Advances in Miniature Ultrasound-guided Histotripsy Transducers for Precision Tissue Ablation

Abstract

Histotripsy is a type of focused ultrasound therapy that uses a very high focal pressure to ablate (surgically remove) tumors with high precision, without damaging the surrounding healthy tissue. Unlike other ablation modalities there is no risk of thermal injury or ionizing radiation exposure because it uses the mechanical forces produced by a cavitation bubble cloud to kill cells. Many surgeons are moving toward minimally invasive procedures due to significant benefits compared to open surgery, such as reduced blood loss, shorter hospital stays, less pain and faster recovery times. The goal of this work is to develop a high precision surgical device for minimally invasive neurosurgery that combines ultrasound imaging and histotripsy. The first study explored a dual frequency (1.2- and 5-MHz) histotripsy transducer with a 5 mm square aperture. The quarter wavelength coupling layer behind the 5 MHz transducer resulted in a pressure output similar to an air backing, while the output from the 1.2 MHz transducer added to the overall focal pressure.

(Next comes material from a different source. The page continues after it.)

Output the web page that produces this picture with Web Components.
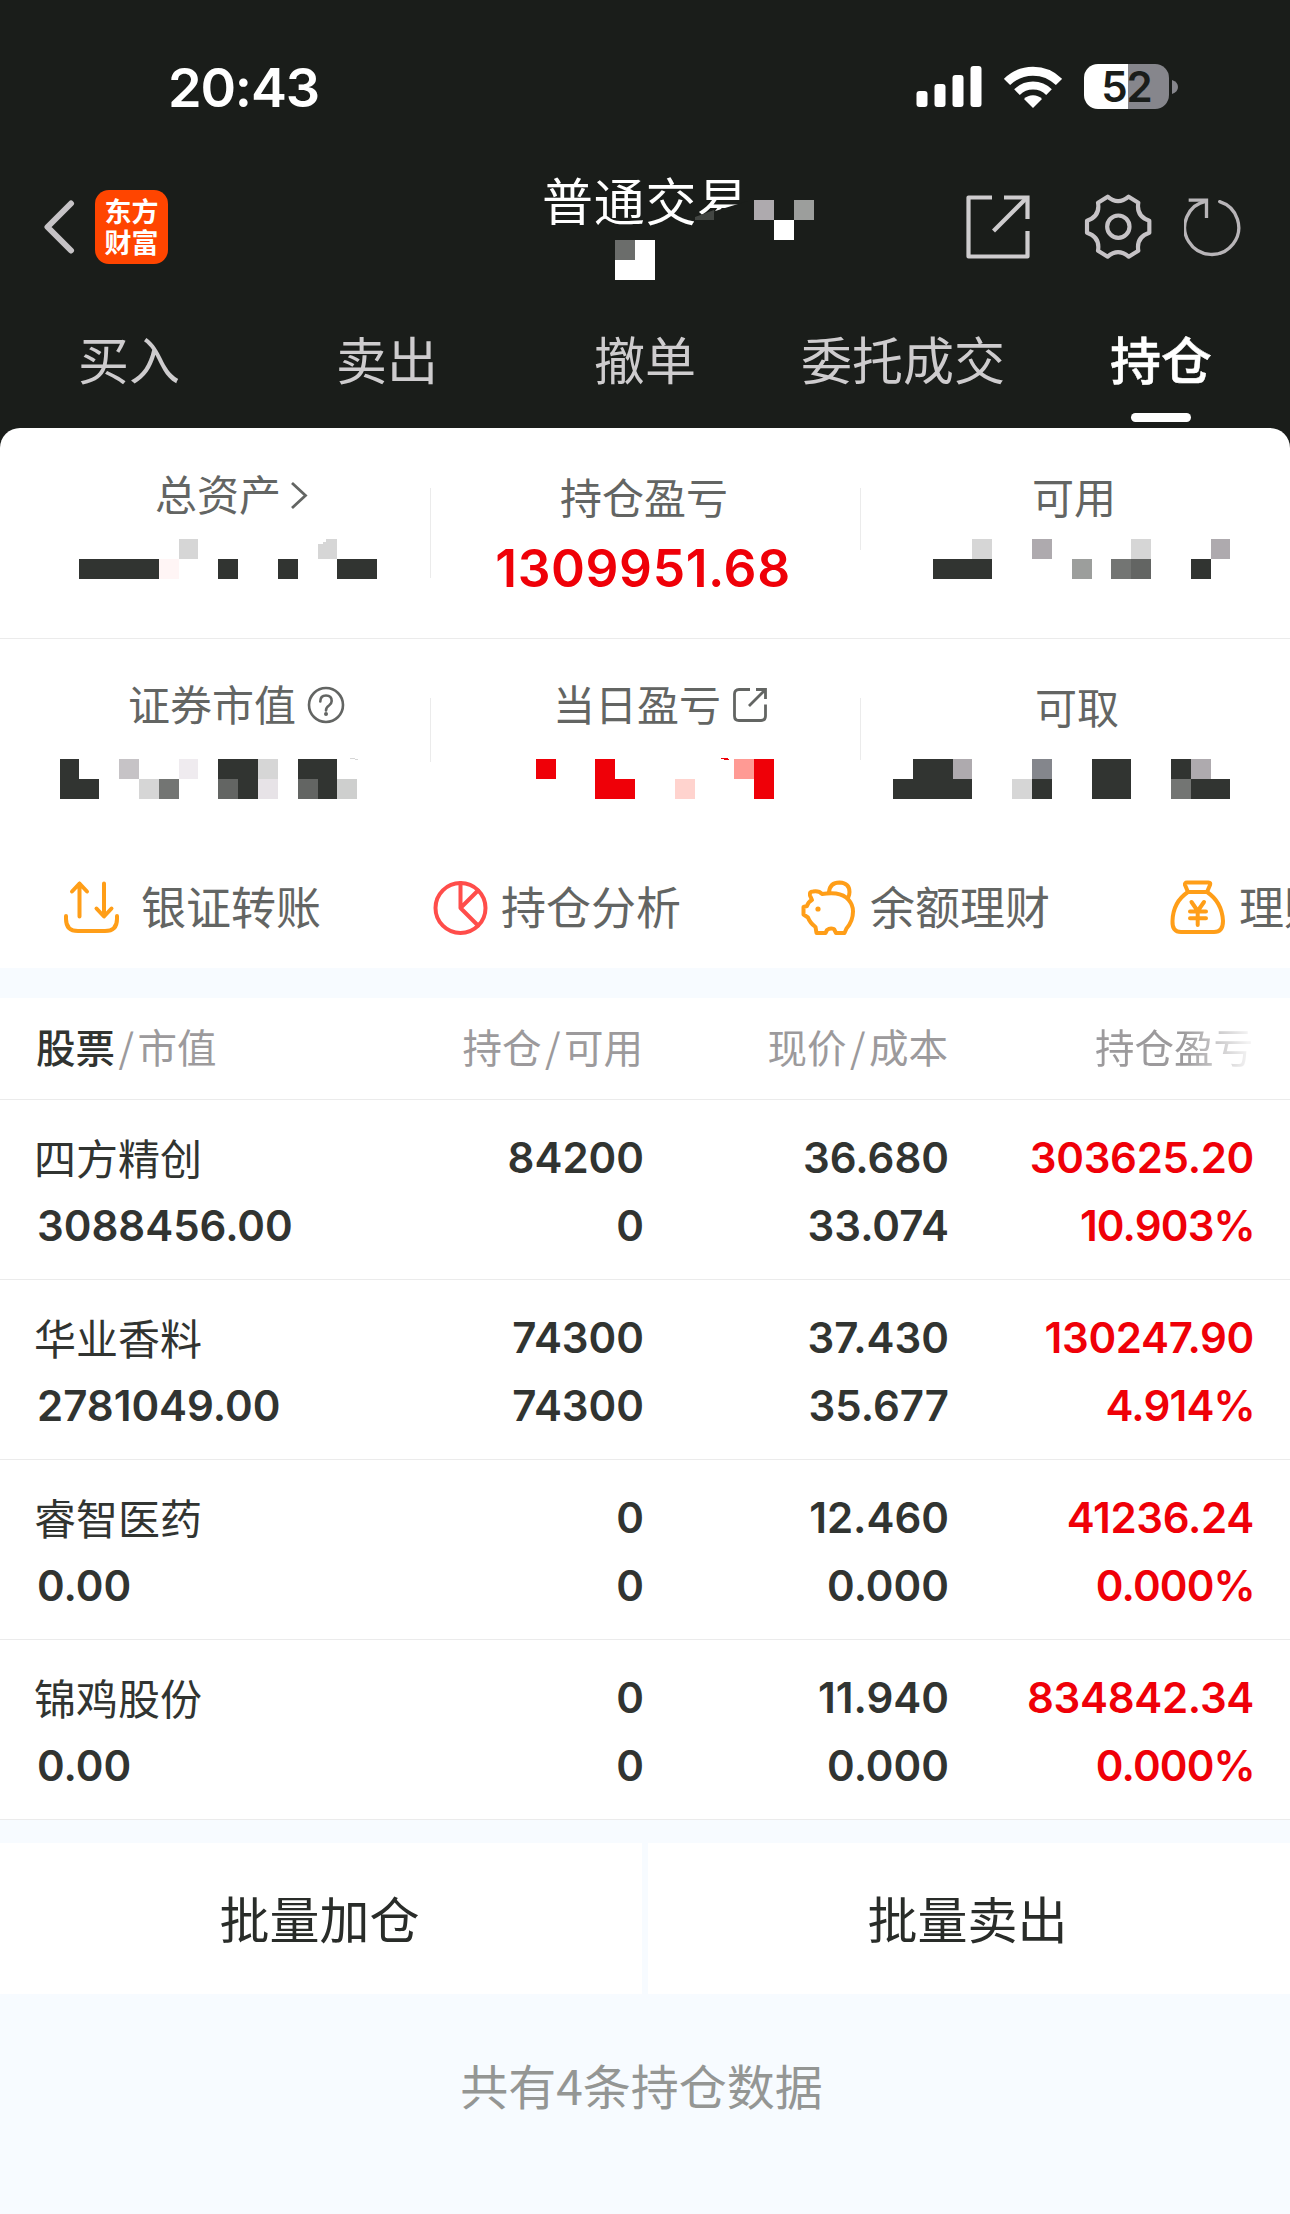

The dual frequency device was tested on an ex vivo rat brain, ablating tissue at up to 4 mm depth, with lesion sizes as small as 500 μm. The second study involved evaluating several piezoelectric materials for use in miniature histotripsy transducers. Five piezoelectric ceramics were evaluated, including PZT 5A, PZT-5H (CTS 3203HD), Pz39, Pz54 and PMN-38. 5 MHz, 1-3 dice and fill, piezo/epoxy composites were fabricated for all except Pz39, a low acoustic impedance porous ceramic. For each, four air-backed 8 mm diameter aluminum lens transducers were built and tested. PZT-5H was identified as the best material from this set. In the third study, an 8 mm diameter annular array histotripsy transducer was fabricated and tested, motivated by eliminating the lens curvature and providing axial focal steering capability. The histotripsy array was designed to be co-registered with a 30 MHz phased array imaging probe. Real time B-mode and Doppler imaging were used to target tissue and monitor ablation progress, while producing an elongated lesion in vivo in a rat brain by rapidly steering from 3- to 8-mm. Histology confirmed the targeted tissue was fully homogenized.